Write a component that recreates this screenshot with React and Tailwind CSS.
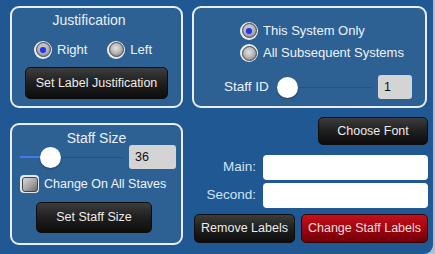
import React from "react";

const font = { fontFamily: '"Liberation Sans", Arial, sans-serif' };

function Radio({ on }) {
  return (
    <div className="w-[18px] h-[18px] rounded-full bg-[#e9eef3] p-[1.5px] shrink-0">
      <div className="w-full h-full rounded-full border border-[#444] bg-[radial-gradient(circle_at_45%_40%,#e4e4e4_0%,#b9b9b9_45%,#6f6f6f_100%)] flex items-center justify-center">
        {on && <div className="w-[6px] h-[6px] rounded-full bg-[#2437e6] shadow-[0_0_2px_#6f7dff]" />}
      </div>
    </div>
  );
}

function DarkButton({ className = "", children }) {
  return (
    <div
      className={
        "flex items-center justify-center rounded-[5px] border border-[#0c0c0c] bg-gradient-to-b from-[#3d3d3d] via-[#1f1f1f] to-[#0d0d0d] text-[#ececec] text-[12.5px] " +
        className
      }
    >
      {children}
    </div>
  );
}

function Slider({ width, thumbLeft, fill }) {
  return (
    <div className={"relative h-[24px] shrink-0 " + width}>
      <div className="absolute left-0 right-0 top-[11.5px] h-[1px] bg-[#255280]" />
      {fill && <div className={"absolute left-0 top-[11px] h-[2px] bg-[#3b7df0] " + fill} />}
      <div
        className={"absolute top-[1.5px] w-[21px] h-[21px] rounded-full bg-white shadow-[0_1px_2px_rgba(0,0,0,0.35)] " + thumbLeft}
      />
    </div>
  );
}

export default function App() {
  return (
    <div className="w-[435px] h-[254px] flex bg-[#aebfd1] overflow-hidden" style={font}>
      <div className="w-[433px] h-[254px] bg-[#1f5893] rounded-br-[9px] flex pl-[10px] pt-[6px] gap-[9px]">
        {/* left column */}
        <div className="w-[173px] flex flex-col">
          <div className="h-[102px] rounded-[9px] border-2 border-[#e8eef5] bg-[#2d6194] flex flex-col pt-[3px]">
            <div className="h-[18px] leading-[18px] text-[14px] text-[#e9eff6] text-center pr-[15px]">
              Justification
            </div>
            <div className="mt-[11.5px] ml-[22px] flex items-center h-[18px] text-[13px] text-[#eef3f8]">
              <Radio on />
              <span className="ml-[5px]">Right</span>
              <div className="ml-[20px]"><Radio /></div>
              <span className="ml-[5px]">Left</span>
            </div>
            <DarkButton className="mt-[8.5px] ml-[13px] w-[143px] h-[32px]">Set Label Justification</DarkButton>
          </div>

          <div className="mt-[15px] h-[122px] rounded-[9px] border-2 border-[#e8eef5] bg-[#2d6194] flex flex-col pt-[5px]">
            <div className="h-[16px] leading-[16px] text-[14px] text-[#e9eff6] text-center">Staff Size</div>
            <div className="mt-[-1px] ml-[8px] flex items-center h-[24px]">
              <Slider width="w-[103px]" thumbLeft="left-[20px]" fill="w-[24px]" />
              <div className="ml-[6px] w-[47px] h-[24px] rounded-[3px] bg-[#d4d4d4] text-[#111] text-[12.5px] flex items-center pl-[6px]">
                36
              </div>
            </div>
            <div className="mt-[6px] ml-[8px] flex items-center h-[18px]">
              <div className="w-[19px] h-[18px] rounded-[4px] bg-[#e3e9ef] p-[1.5px]">
                <div className="w-full h-full rounded-[3px] border border-[#444] bg-gradient-to-br from-[#d8d8d8] via-[#a9a9a9] to-[#6c6c6c]" />
              </div>
              <span className="ml-[5px] text-[12.5px] text-[#eef3f8] whitespace-nowrap">Change On All Staves</span>
            </div>
            <DarkButton className="mt-[9px] ml-[24px] w-[116px] h-[31px]">Set Staff Size</DarkButton>
          </div>
        </div>

        {/* right column */}
        <div className="w-[236px] flex flex-col">
          <div className="w-[235px] h-[102px] rounded-[9px] border-2 border-[#e8eef5] bg-[#2d6194] flex flex-col pt-[13.5px] text-[13px] text-[#eef3f8]">
            <div className="ml-[46px] flex items-center h-[18px]">
              <Radio on />
              <span className="ml-[5px] whitespace-nowrap">This System Only</span>
            </div>
            <div className="mt-[4.5px] ml-[46px] flex items-center h-[18px]">
              <Radio />
              <span className="ml-[5px] whitespace-nowrap">All Subsequent Systems</span>
            </div>
            <div className="mt-[13px] ml-[30px] flex items-center h-[24px]">
              <span className="text-[13.5px] w-[46px] whitespace-nowrap">Staff ID</span>
              <div className="ml-[7px]">
                <Slider width="w-[95px]" thumbLeft="left-0" />
              </div>
              <div className="ml-[6px] w-[34px] h-[24px] rounded-[3px] bg-[#d4d4d4] text-[#111] text-[12.5px] flex items-center pl-[6px]">
                1
              </div>
            </div>
          </div>

          <DarkButton className="mt-[9px] self-end w-[110px] h-[28px]">Choose Font</DarkButton>

          <div className="mt-[10px] flex items-center h-[25px]">
            <span className="w-[64px] text-right text-[13.5px] text-[#d2e2f2]">Main:</span>
            <div className="ml-[7px] w-[165px] h-[25px] rounded-[4px] bg-white" />
          </div>
          <div className="mt-[3px] flex items-center h-[25px]">
            <span className="w-[64px] text-right text-[13.5px] text-[#d2e2f2]">Second:</span>
            <div className="ml-[7px] w-[165px] h-[25px] rounded-[4px] bg-white" />
          </div>

          <div className="mt-[6px] ml-[2px] flex gap-[6px]">
            <DarkButton className="w-[101px] h-[29px]">Remove Labels</DarkButton>
            <div className="w-[127px] h-[29px] rounded-[5px] border border-[#3a0005] bg-gradient-to-b from-[#c5101c] via-[#a00510] to-[#6f0008] text-[#f4dede] text-[12.5px] flex items-center justify-center">
              Change Staff Labels
            </div>
          </div>
        </div>
      </div>
    </div>
  );
}
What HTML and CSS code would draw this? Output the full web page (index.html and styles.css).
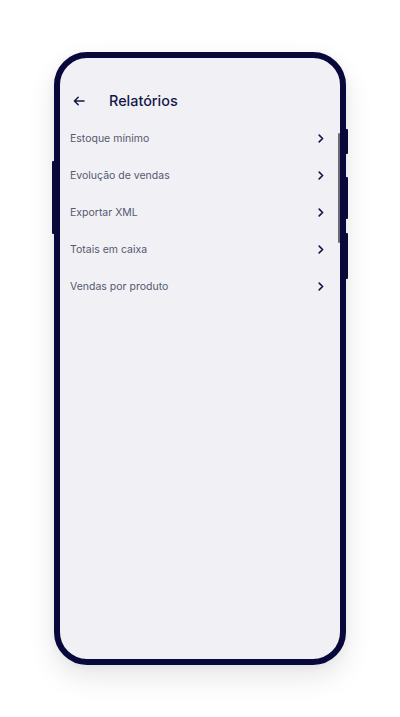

▸ SHORT EXERCISE
Exactly as written, return every line of the listing, but not the pictures.

▸ EXERCISE RESPONSE
Write a component that recreates this screenshot with React and Tailwind CSS.
import React from "react";

const font = { fontFamily: '"Liberation Sans", Arial, sans-serif' };

function Radio({ on }) {
  return (
    <div className="w-[18px] h-[18px] rounded-full bg-[#e9eef3] p-[1.5px] shrink-0">
      <div className="w-full h-full rounded-full border border-[#444] bg-[radial-gradient(circle_at_45%_40%,#e4e4e4_0%,#b9b9b9_45%,#6f6f6f_100%)] flex items-center justify-center">
        {on && <div className="w-[6px] h-[6px] rounded-full bg-[#2437e6] shadow-[0_0_2px_#6f7dff]" />}
      </div>
    </div>
  );
}

function DarkButton({ className = "", children }) {
  return (
    <div
      className={
        "flex items-center justify-center rounded-[5px] border border-[#0c0c0c] bg-gradient-to-b from-[#3d3d3d] via-[#1f1f1f] to-[#0d0d0d] text-[#ececec] text-[12.5px] " +
        className
      }
    >
      {children}
    </div>
  );
}

function Slider({ width, thumbLeft, fill }) {
  return (
    <div className={"relative h-[24px] shrink-0 " + width}>
      <div className="absolute left-0 right-0 top-[11.5px] h-[1px] bg-[#255280]" />
      {fill && <div className={"absolute left-0 top-[11px] h-[2px] bg-[#3b7df0] " + fill} />}
      <div
        className={"absolute top-[1.5px] w-[21px] h-[21px] rounded-full bg-white shadow-[0_1px_2px_rgba(0,0,0,0.35)] " + thumbLeft}
      />
    </div>
  );
}

export default function App() {
  return (
    <div className="w-[435px] h-[254px] flex bg-[#aebfd1] overflow-hidden" style={font}>
      <div className="w-[433px] h-[254px] bg-[#1f5893] rounded-br-[9px] flex pl-[10px] pt-[6px] gap-[9px]">
        {/* left column */}
        <div className="w-[173px] flex flex-col">
          <div className="h-[102px] rounded-[9px] border-2 border-[#e8eef5] bg-[#2d6194] flex flex-col pt-[3px]">
            <div className="h-[18px] leading-[18px] text-[14px] text-[#e9eff6] text-center pr-[15px]">
              Justification
            </div>
            <div className="mt-[11.5px] ml-[22px] flex items-center h-[18px] text-[13px] text-[#eef3f8]">
              <Radio on />
              <span className="ml-[5px]">Right</span>
              <div className="ml-[20px]"><Radio /></div>
              <span className="ml-[5px]">Left</span>
            </div>
            <DarkButton className="mt-[8.5px] ml-[13px] w-[143px] h-[32px]">Set Label Justification</DarkButton>
          </div>

          <div className="mt-[15px] h-[122px] rounded-[9px] border-2 border-[#e8eef5] bg-[#2d6194] flex flex-col pt-[5px]">
            <div className="h-[16px] leading-[16px] text-[14px] text-[#e9eff6] text-center">Staff Size</div>
            <div className="mt-[-1px] ml-[8px] flex items-center h-[24px]">
              <Slider width="w-[103px]" thumbLeft="left-[20px]" fill="w-[24px]" />
              <div className="ml-[6px] w-[47px] h-[24px] rounded-[3px] bg-[#d4d4d4] text-[#111] text-[12.5px] flex items-center pl-[6px]">
                36
              </div>
            </div>
            <div className="mt-[6px] ml-[8px] flex items-center h-[18px]">
              <div className="w-[19px] h-[18px] rounded-[4px] bg-[#e3e9ef] p-[1.5px]">
                <div className="w-full h-full rounded-[3px] border border-[#444] bg-gradient-to-br from-[#d8d8d8] via-[#a9a9a9] to-[#6c6c6c]" />
              </div>
              <span className="ml-[5px] text-[12.5px] text-[#eef3f8] whitespace-nowrap">Change On All Staves</span>
            </div>
            <DarkButton className="mt-[9px] ml-[24px] w-[116px] h-[31px]">Set Staff Size</DarkButton>
          </div>
        </div>

        {/* right column */}
        <div className="w-[236px] flex flex-col">
          <div className="w-[235px] h-[102px] rounded-[9px] border-2 border-[#e8eef5] bg-[#2d6194] flex flex-col pt-[13.5px] text-[13px] text-[#eef3f8]">
            <div className="ml-[46px] flex items-center h-[18px]">
              <Radio on />
              <span className="ml-[5px] whitespace-nowrap">This System Only</span>
            </div>
            <div className="mt-[4.5px] ml-[46px] flex items-center h-[18px]">
              <Radio />
              <span className="ml-[5px] whitespace-nowrap">All Subsequent Systems</span>
            </div>
            <div className="mt-[13px] ml-[30px] flex items-center h-[24px]">
              <span className="text-[13.5px] w-[46px] whitespace-nowrap">Staff ID</span>
              <div className="ml-[7px]">
                <Slider width="w-[95px]" thumbLeft="left-0" />
              </div>
              <div className="ml-[6px] w-[34px] h-[24px] rounded-[3px] bg-[#d4d4d4] text-[#111] text-[12.5px] flex items-center pl-[6px]">
                1
              </div>
            </div>
          </div>

          <DarkButton className="mt-[9px] self-end w-[110px] h-[28px]">Choose Font</DarkButton>

          <div className="mt-[10px] flex items-center h-[25px]">
            <span className="w-[64px] text-right text-[13.5px] text-[#d2e2f2]">Main:</span>
            <div className="ml-[7px] w-[165px] h-[25px] rounded-[4px] bg-white" />
          </div>
          <div className="mt-[3px] flex items-center h-[25px]">
            <span className="w-[64px] text-right text-[13.5px] text-[#d2e2f2]">Second:</span>
            <div className="ml-[7px] w-[165px] h-[25px] rounded-[4px] bg-white" />
          </div>

          <div className="mt-[6px] ml-[2px] flex gap-[6px]">
            <DarkButton className="w-[101px] h-[29px]">Remove Labels</DarkButton>
            <div className="w-[127px] h-[29px] rounded-[5px] border border-[#3a0005] bg-gradient-to-b from-[#c5101c] via-[#a00510] to-[#6f0008] text-[#f4dede] text-[12.5px] flex items-center justify-center">
              Change Staff Labels
            </div>
          </div>
        </div>
      </div>
    </div>
  );
}
What HTML and CSS code would draw this? Output the full web page (index.html and styles.css).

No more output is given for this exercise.